TENÍA que terminarlo.
La insistencia de la musa no dejaba lugar a dudas, y obviamente no se atrevería a desobedecerla … no después de lo que aconteció la ultima vez con su hermano.
Ya la quedaba poco.
Tres, cuatro o cinco intuitivas e involuntarias pinceladas mas bajo el magnético y ondulante influjo de la musa, y por fin lo habría terminado. Y entonces, o al menos esa era la esperanza que su corazón albergaba, conseguiría calmarla y dormirla de nuevo en su interior.
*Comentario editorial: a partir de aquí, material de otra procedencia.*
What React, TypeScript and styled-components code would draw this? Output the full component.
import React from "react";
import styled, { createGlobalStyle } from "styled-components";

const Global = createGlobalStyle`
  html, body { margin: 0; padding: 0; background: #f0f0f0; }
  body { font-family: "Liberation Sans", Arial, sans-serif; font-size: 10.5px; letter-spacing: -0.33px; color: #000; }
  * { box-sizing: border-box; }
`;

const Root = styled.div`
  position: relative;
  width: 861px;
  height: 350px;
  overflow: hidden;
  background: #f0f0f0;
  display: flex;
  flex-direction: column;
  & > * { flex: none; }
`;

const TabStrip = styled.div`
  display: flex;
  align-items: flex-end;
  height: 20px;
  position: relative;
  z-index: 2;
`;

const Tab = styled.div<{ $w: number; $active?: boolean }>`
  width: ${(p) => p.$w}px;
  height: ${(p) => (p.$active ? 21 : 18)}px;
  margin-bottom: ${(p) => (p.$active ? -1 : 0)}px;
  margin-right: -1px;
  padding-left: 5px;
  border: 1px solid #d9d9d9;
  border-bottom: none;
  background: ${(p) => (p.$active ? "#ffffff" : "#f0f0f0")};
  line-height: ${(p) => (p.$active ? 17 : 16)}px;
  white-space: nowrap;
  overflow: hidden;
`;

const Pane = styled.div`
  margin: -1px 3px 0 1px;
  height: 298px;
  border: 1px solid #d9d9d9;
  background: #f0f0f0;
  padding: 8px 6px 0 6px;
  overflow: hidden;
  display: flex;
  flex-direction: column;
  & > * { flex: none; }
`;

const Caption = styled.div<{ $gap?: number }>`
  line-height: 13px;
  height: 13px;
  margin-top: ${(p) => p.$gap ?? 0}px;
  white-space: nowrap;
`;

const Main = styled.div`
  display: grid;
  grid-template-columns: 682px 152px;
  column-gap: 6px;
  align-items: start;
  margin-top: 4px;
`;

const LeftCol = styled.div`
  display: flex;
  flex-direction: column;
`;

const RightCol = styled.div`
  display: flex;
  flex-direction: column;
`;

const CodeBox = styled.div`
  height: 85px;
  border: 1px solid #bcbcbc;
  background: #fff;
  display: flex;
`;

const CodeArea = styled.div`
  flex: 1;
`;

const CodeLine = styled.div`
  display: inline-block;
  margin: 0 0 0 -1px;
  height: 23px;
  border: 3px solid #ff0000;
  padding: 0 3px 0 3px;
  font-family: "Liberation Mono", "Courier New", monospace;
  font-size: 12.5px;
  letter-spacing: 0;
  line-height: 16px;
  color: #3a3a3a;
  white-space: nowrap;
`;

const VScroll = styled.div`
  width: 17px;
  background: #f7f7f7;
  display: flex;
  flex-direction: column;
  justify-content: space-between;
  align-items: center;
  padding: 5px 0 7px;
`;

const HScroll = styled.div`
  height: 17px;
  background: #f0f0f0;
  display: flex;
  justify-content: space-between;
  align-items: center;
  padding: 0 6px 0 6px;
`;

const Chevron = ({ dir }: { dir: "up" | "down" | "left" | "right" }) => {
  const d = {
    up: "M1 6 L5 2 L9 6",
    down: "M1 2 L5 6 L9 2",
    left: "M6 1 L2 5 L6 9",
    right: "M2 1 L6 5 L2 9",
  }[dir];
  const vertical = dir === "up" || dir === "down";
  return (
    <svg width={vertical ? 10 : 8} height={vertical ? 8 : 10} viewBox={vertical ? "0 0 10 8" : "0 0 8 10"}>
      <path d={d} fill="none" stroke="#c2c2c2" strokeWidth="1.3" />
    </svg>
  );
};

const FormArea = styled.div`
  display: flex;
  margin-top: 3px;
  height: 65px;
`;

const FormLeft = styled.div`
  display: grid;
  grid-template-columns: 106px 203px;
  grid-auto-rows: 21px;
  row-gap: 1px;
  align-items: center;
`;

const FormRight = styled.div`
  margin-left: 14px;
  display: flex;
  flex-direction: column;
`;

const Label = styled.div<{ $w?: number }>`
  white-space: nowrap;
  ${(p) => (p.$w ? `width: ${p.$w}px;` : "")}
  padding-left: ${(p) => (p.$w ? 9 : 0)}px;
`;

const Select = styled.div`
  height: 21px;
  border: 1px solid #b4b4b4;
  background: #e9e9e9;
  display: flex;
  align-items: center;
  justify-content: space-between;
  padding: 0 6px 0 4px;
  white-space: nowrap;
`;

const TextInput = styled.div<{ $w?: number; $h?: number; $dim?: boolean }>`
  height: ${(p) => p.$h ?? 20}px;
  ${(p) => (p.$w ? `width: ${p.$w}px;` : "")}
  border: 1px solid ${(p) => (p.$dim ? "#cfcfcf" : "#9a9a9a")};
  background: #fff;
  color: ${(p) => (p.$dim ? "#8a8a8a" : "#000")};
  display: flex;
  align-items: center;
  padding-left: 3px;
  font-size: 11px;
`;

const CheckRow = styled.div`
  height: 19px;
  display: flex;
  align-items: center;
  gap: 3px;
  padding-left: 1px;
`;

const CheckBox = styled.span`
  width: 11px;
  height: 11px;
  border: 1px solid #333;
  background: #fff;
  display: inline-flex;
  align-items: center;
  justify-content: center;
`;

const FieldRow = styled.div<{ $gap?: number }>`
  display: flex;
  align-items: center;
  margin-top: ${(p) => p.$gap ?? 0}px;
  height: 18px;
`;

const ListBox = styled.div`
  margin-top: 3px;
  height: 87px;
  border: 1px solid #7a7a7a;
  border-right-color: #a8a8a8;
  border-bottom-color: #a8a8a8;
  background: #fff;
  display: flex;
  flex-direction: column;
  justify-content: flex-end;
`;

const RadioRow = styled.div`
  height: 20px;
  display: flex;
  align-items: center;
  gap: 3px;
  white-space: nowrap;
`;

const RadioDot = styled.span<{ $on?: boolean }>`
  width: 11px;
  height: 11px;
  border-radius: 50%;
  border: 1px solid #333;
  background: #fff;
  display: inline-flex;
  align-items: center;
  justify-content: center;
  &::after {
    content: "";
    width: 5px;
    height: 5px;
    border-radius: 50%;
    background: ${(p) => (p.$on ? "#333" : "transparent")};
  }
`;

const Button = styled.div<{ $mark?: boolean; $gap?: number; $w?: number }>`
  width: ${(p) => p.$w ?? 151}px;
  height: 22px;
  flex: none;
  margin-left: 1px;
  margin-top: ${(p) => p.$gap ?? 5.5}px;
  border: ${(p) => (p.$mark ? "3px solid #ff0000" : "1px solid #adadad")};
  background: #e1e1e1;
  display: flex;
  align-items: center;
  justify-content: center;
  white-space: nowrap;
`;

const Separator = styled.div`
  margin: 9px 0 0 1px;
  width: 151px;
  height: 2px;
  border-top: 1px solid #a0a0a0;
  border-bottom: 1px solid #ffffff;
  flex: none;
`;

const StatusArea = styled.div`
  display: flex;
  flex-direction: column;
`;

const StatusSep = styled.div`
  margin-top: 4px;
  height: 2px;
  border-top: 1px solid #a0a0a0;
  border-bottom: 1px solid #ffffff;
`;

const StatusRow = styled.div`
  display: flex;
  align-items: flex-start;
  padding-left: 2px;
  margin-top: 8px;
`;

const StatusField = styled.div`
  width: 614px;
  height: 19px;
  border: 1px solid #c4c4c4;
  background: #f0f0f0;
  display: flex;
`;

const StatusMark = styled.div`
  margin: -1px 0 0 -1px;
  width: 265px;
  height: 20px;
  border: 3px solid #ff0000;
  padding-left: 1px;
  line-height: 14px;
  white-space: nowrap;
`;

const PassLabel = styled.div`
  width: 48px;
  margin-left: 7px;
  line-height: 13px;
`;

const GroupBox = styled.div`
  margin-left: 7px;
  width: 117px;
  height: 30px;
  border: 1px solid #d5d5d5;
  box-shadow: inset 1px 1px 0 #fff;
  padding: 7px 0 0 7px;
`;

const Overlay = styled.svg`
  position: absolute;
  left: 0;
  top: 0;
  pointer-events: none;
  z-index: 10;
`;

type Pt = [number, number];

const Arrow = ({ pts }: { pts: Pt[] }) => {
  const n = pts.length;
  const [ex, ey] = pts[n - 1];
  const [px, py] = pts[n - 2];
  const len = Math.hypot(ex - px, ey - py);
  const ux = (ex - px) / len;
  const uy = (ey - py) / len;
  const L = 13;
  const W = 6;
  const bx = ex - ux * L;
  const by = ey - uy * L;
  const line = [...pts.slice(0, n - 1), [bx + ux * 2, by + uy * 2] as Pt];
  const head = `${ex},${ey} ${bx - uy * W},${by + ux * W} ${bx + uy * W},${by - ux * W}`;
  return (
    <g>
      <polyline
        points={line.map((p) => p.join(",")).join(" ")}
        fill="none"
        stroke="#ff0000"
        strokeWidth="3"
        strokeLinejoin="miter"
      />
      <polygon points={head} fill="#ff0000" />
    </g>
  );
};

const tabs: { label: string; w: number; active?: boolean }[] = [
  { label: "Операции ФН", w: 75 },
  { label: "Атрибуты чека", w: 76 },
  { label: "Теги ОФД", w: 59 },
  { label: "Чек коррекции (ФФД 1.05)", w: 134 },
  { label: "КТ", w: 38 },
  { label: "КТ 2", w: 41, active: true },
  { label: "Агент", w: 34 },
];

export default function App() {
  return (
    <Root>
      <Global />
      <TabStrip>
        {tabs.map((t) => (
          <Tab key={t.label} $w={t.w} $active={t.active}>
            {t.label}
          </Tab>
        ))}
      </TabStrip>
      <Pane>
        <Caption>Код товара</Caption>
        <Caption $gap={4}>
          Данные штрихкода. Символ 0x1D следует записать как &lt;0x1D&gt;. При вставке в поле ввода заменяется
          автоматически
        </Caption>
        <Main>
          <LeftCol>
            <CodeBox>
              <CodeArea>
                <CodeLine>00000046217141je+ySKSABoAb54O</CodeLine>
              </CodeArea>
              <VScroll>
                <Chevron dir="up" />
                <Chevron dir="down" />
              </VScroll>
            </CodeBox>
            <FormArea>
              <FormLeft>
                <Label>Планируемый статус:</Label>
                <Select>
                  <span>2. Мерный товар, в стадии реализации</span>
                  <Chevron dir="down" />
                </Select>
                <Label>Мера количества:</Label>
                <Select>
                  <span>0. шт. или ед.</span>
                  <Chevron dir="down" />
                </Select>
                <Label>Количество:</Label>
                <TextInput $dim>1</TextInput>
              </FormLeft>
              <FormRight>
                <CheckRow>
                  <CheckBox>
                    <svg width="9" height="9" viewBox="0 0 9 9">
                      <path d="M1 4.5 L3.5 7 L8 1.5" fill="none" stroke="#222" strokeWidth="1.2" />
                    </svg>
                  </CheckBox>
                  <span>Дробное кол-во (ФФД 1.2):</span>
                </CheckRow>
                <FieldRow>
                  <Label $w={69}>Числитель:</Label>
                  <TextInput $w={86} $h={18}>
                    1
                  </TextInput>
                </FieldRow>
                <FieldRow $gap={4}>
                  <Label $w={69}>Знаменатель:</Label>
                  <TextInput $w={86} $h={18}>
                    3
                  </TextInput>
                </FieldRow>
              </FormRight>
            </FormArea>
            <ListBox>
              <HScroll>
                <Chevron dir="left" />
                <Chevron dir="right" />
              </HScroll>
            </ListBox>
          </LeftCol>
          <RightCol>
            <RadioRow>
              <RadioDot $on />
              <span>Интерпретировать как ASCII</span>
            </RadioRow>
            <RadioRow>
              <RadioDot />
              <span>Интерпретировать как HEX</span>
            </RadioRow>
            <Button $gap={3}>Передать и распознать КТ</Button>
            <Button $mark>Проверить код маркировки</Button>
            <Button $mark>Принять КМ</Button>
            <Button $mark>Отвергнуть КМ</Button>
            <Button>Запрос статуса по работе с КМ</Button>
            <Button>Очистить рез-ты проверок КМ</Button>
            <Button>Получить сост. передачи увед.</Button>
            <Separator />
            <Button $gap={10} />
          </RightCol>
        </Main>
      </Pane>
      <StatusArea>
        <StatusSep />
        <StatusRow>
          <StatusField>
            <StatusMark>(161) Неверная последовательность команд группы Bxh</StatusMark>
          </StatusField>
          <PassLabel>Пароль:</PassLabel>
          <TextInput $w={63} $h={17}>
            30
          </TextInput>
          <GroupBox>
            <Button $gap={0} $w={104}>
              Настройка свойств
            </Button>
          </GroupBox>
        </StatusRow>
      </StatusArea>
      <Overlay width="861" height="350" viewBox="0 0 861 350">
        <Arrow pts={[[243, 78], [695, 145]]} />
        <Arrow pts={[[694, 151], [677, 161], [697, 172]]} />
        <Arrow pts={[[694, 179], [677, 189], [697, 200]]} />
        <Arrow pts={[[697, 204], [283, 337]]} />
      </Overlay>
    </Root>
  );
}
Una vez que lo consideró acabado, retrocedió unos pasos, apartándose del lienzo, de notable tamaño, con el fin de admirarlo mejor.
Fue como si lo viese por primera vez.
Clavó las pupilas en aquella mezcla de tonos ocres, cobalto y magmáticos azules, inquietantemente hipnotizantes, y se sintió mareada, pequeña e insignificante ante aquel imponente y macabro templo en ruinas sobre un fondo oscuro y estrellado.
Aquella profundidad en dos dimensiones no era algo normal.
Al encararlo se sintió al borde de un precipicio, mirando hacia abajo, tan cercana al vacío que, éste, con las garras invisibles de la gravedad, parecía atraerla hacía él para acogerla en el abismo.
El vértigo se enraizó en la boca de su estomago en el mismo momento en que cruzó su mirada con el terror que se agazapaba entre las sombras de aquellos trazos, como un cazador que espera el momento apropiado para entrar en acción.
Tras esto supo que no sería capaz de sostenerse a si misma en pie. La simple presencia de la pintura la aplastaba de una forma casi literal.
Y sin poder hacer nada por evitarlo, aquella sensación finalmente la arrastró y la presionó hasta dejarla sin oxigeno, haciéndola caer.